Schwimmerin. Musikerin. Philosophin. Gattin. Weltreisende. Gletscherforscherin. Glücklich. Geliebt. 

Nichts.

Nicht einmal Katzenbesitzerin hatte geklappt. Oder Eine-Stunde-pro-Woche-Klavierlehrerin. Oder Mensch, der Gespräche führen kann.

Die Tabletten wirkten nicht.

Sie trank den Wein aus. Die ganze Flasche. 

„Ich vermisse euch“, sagte sie vor sich hin, als seien die Geister aller Menschen, die sie geliebt hatte, hier bei ihr im Raum. 

Sie rief ihren Bruder an und hinterließ eine Sprachnachricht, als er nicht ranging. 

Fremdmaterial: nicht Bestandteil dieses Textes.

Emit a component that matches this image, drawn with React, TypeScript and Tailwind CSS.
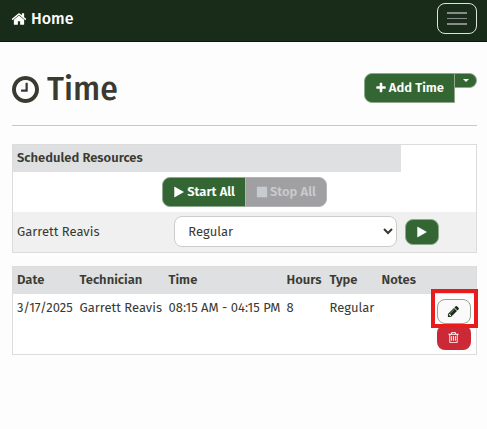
import React from "react";

interface GlyphProps {
	d: string;
	className: string;
	viewBox?: string;
}

const Glyph: React.FC<GlyphProps> = ({ d, className, viewBox = "0 0 1792 1792" }) => (
	<svg viewBox={viewBox} className={className} fill="currentColor" aria-hidden="true">
		<path d={d} />
	</svg>
);

const HOME =
	"M1472 992v480q0 26-19 45t-45 19h-384v-384h-256v384h-384q-26 0-45-19t-19-45v-480q0-1 .5-3t.5-3l575-474 575 474q1 2 1 6zm223-69l-62 74q-8 9-21 11h-3q-13 0-21-7l-692-577-692 577q-12 8-24 7-13-2-21-11l-62-74q-8-10-7-23.5t11-21.5l719-599q32-26 76-26t76 26l244 204v-195q0-14 9-23t23-9h192q14 0 23 9t9 23v408l219 182q10 8 11 21.5t-7 23.5z";
const CLOCK =
	"M896 544v448q0 14-9 23t-23 9h-320q-14 0-23-9t-9-23v-64q0-14 9-23t23-9h224v-352q0-14 9-23t23-9h64q14 0 23 9t9 23zm416 352q0-148-73-273t-198-198-273-73-273 73-198 198-73 273 73 273 198 198 273 73 273-73 198-198 73-273zm224 0q0 209-103 385.5t-279.5 279.5-385.5 103-385.5-103-279.5-279.5-103-385.5 103-385.5 279.5-279.5 385.5-103 385.5 103 279.5 279.5 103 385.5z";
const PLUS =
	"M1600 736v192q0 40-28 68t-68 28h-416v416q0 40-28 68t-68 28h-192q-40 0-68-28t-28-68v-416h-416q-40 0-68-28t-28-68v-192q0-40 28-68t68-28h416v-416q0-40 28-68t68-28h192q40 0 68 28t28 68v416h416q40 0 68 28t28 68z";
const PLAY =
	"M1576 927l-1328 738q-23 13-39.5 3t-16.5-36v-1472q0-26 16.5-36t39.5 3l1328 738q23 13 23 31t-23 31z";
const STOP =
	"M1664 192v1408q0 26-19 45t-45 19h-1408q-26 0-45-19t-19-45v-1408q0-26 19-45t45-19h1408q26 0 45 19t19 45z";
const PENCIL =
	"M491 1536l91-91-235-235-91 91v107h128v128h107zm523-928q0-22-22-22-10 0-17 7l-542 542q-7 7-7 17 0 22 22 22 10 0 17-7l542-542q7-7 7-17zm-54-192l416 416-832 832h-416v-416zm683 96q0 53-37 90l-166 166-416-416 166-165q36-38 90-38 53 0 91 38l235 234q37 39 37 91z";
const TRASH =
	"M704 736v576q0 14-9 23t-23 9h-64q-14 0-23-9t-9-23v-576q0-14 9-23t23-9h64q14 0 23 9t9 23zm256 0v576q0 14-9 23t-23 9h-64q-14 0-23-9t-9-23v-576q0-14 9-23t23-9h64q14 0 23 9t9 23zm256 0v576q0 14-9 23t-23 9h-64q-14 0-23-9t-9-23v-576q0-14 9-23t23-9h64q14 0 23 9t9 23zm128 724v-948h-896v948q0 22 7 40.5t14.5 27 10.5 8.5h832q3 0 10.5-8.5t14.5-27 7-40.5zm-672-1076h448l-48-117q-7-9-17-11h-317q-10 2-17 11zm928 32v64q0 14-9 23t-23 9h-96v948q0 83-47 143.5t-113 60.5h-832q-66 0-113-58.5t-47-141.5v-952h-96q-14 0-23-9t-9-23v-64q0-14 9-23t23-9h309l70-167q15-37 54-63t79-26h320q40 0 79 26t54 63l70 167h309q14 0 23 9t9 23z";

const entries = [
	{
		date: "3/17/2025",
		technician: "Garrett Reavis",
		time: "08:15 AM - 04:15 PM",
		hours: 8,
		type: "Regular",
		notes: "",
	},
];

const Navbar = () => (
	<nav className="flex h-[42px] items-start justify-between border-b border-[#0c160c] bg-[#192c19] pt-[3px] pr-[10px] pl-[11px]">
		<a href="#" className="flex h-8 items-center gap-1 text-base font-medium text-white">
			<Glyph d={HOME} className="size-4" />
			Home
		</a>
		<button
			aria-label="Toggle navigation"
			className="flex h-[31px] w-10 flex-col items-center justify-center gap-1 rounded-lg border border-[#dfe3df]"
		>
			<span className="h-[2px] w-5 bg-[#888c88]" />
			<span className="h-px w-5 bg-[#888c88]" />
			<span className="h-[2px] w-5 bg-[#888c88]" />
		</button>
	</nav>
);

const PageHeader = () => (
	<header className="flex items-start justify-between border-b border-[#c8c8c8] pt-[31px] pb-5">
		<h1 className="flex h-8 items-center gap-2 text-[32px] font-medium">
			<Glyph d={CLOCK} viewBox="0 128 1536 1536" className="size-[27px]" />
			Time
		</h1>
		<div className="flex items-start">
			<button className="flex h-[30px] items-center gap-[2px] rounded-l-lg border border-[#8fa88f] bg-[#336633] px-[10px] font-semibold text-white">
				<Glyph d={PLUS} className="size-3" />
				Add Time
			</button>
			<button
				aria-label="More options"
				className="-ml-px flex h-[15px] w-[23px] items-center justify-center rounded-r-lg border border-[#8fa88f] bg-[#336633]"
			>
				<span className="border-x-[3px] border-t-[3px] border-x-transparent border-t-white" />
			</button>
		</div>
	</header>
);

const ScheduledResources = () => (
	<table className="mt-[18px] w-full table-fixed border border-[#dcdcdc] bg-white">
		<colgroup>
			<col className="w-[34%]" />
			<col />
			<col className="w-[76px]" />
		</colgroup>
		<thead>
			<tr className="h-[27px]">
				<th colSpan={2} className="bg-[#dfe0e2] px-1 text-left font-semibold">
					Scheduled Resources
				</th>
				<td />
			</tr>
		</thead>
		<tbody>
			<tr className="h-10">
				<td colSpan={3}>
					<div className="flex justify-center">
						<button className="flex h-[30px] items-center gap-[2px] rounded-l-lg border border-[#8fa88f] bg-[#336633] px-[10px] font-semibold text-white">
							<Glyph d={PLAY} className="size-3" />
							Start All
						</button>
						<button
							disabled
							className="-ml-px flex h-[30px] items-center gap-[2px] rounded-r-lg border border-[#b4b4b6] bg-[#a0a0a2] px-[10px] font-semibold text-[#c9cbce]"
						>
							<Glyph d={STOP} className="size-3" />
							Stop All
						</button>
					</div>
				</td>
			</tr>
			<tr className="h-[41px] bg-[#f0f0f0]">
				<td className="px-1">Garrett Reavis</td>
				<td className="px-1">
					<select
						aria-label="Time type for Garrett Reavis"
						defaultValue="Regular"
						className="h-[31px] w-full rounded-lg border border-[#cccccc] bg-white px-[9px] pr-0"
					>
						<option>Regular</option>
						<option>Overtime</option>
					</select>
				</td>
				<td className="px-1">
					<button
						aria-label="Start Garrett Reavis"
						className="flex h-[26px] w-[34px] items-center justify-center rounded-lg border border-[#8fa88f] bg-[#336633] text-white"
					>
						<Glyph d={PLAY} className="size-3" />
					</button>
				</td>
			</tr>
		</tbody>
	</table>
);

const TimeEntries = () => (
	<table className="mt-[13px] w-full table-fixed border border-[#dcdcdc] bg-white">
		<colgroup>
			<col className="w-[63px]" />
			<col className="w-[89px]" />
			<col className="w-[118px]" />
			<col className="w-[43px]" />
			<col className="w-[52px]" />
			<col />
			<col className="w-11" />
		</colgroup>
		<thead>
			<tr className="h-[27px] bg-[#dfe0e2] text-left">
				<th className="px-1 font-semibold">Date</th>
				<th className="px-1 font-semibold">Technician</th>
				<th className="px-1 font-semibold">Time</th>
				<th className="px-1 font-semibold">Hours</th>
				<th className="px-1 font-semibold">Type</th>
				<th className="px-1 font-semibold">Notes</th>
				<td />
			</tr>
		</thead>
		<tbody>
			{entries.map((entry) => (
				<tr key={entry.date} className="align-top whitespace-nowrap">
					<td className="px-1 py-1">{entry.date}</td>
					<td className="px-1 py-1">{entry.technician}</td>
					<td className="px-1 py-1">{entry.time}</td>
					<td className="px-1 py-1">{entry.hours}</td>
					<td className="px-1 py-1">{entry.type}</td>
					<td className="px-1 py-1">{entry.notes}</td>
					<td className="px-1 pt-[5px] pb-1">
						<div className="relative flex flex-col gap-px">
							<button
								aria-label="Edit entry"
								className="flex h-[25px] w-[34px] items-center justify-center rounded-lg border border-[#8fa88f] bg-[#fafafa] text-[#192c19]"
							>
								<Glyph d={PENCIL} className="size-[13px]" />
							</button>
							<button
								aria-label="Delete entry"
								className="flex h-[25px] w-[34px] items-center justify-center rounded-lg bg-[#cc2936] text-white"
							>
								<Glyph d={TRASH} className="size-[13px]" />
							</button>
							{/* highlight around the edit button */}
							<span className="pointer-events-none absolute -top-[10px] -left-[6px] h-[39px] w-[47px] border-4 border-[#e81c1c]" />
						</div>
					</td>
				</tr>
			))}
		</tbody>
	</table>
);

export default function App() {
	return (
		<div className="min-h-screen bg-[#fdfdfd] font-['Fira_Sans','Noto_Sans',sans-serif] text-[13px] leading-5 text-[#3a3a32]">
			<Navbar />
			<main className="pr-[10px] pl-3">
				<PageHeader />
				<ScheduledResources />
				<TimeEntries />
			</main>
		</div>
	);
}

„Ich hab dich lieb, Joe. Ich wollte nur, dass du das weißt. Du hättest nichts machen können. Es liegt an mir. Danke, dass du mein Bruder bist. Ich hab dich lieb. Tschüss.“

Es begann wieder zu regnen, und so saß sie da, bei hochgezogenen Jalousien, und starrte die Tropfen auf der Scheibe an. 

Es war jetzt 23 Uhr und 22 Minuten. 

Sie wusste nur eines mit absoluter Sicherheit: Sie wollte den morgigen Tag nicht mehr erleben. Sie stand auf. Sie suchte einen Stift und ein Blatt Papier. 

Es war, fand sie, ein sehr guter Zeitpunkt zum Sterben.“


Meine Meinung

„Die Mitternachtsbibliothek“ ist definitiv kein leichtes, lustiges Buch, sondern hat mir nach Beenden des Lesens noch lange nachgehangen. Doch auch wenn mich „Die Mitternachtsbibliothek“ beim Lesen durchaus sehr deprimiert hat, hat es mich gleichermaßen fasziniert, denn dieses Buch hat mir sehr deutlich vor Augen geführt, worum es im Leben tatsächlich geht. Jedem von uns bieten sich im Leben so viele verschiedene Möglichkeiten, so viele verschiedene Leben, die wir leben könnten. Doch dabei geht es letztendlich vielleicht gar nicht darum, das beste Leben davon zu finden, sondern aus dem Leben, wie es jetzt gerade ist, das Beste zu machen und darin glücklich zu sein, statt uns zu lange mit „Was wäre, wenn…“-Fragen aufzuhalten. Auch wenn es bereits zwei Jahre her ist, dass ich „Die Mitternachtsbibliothek“ zum ersten Mal gelesen habe, ist es immer noch eines der Bücher, das mir am präsentesten in Gedanken geblieben sind und mich noch immer zum Nachdenken bringt. Daher finde ich, dass dieser Roman ein absoluter Must-Read ist, solange man sich wirklich auf die Geschichte einlassen kann und will.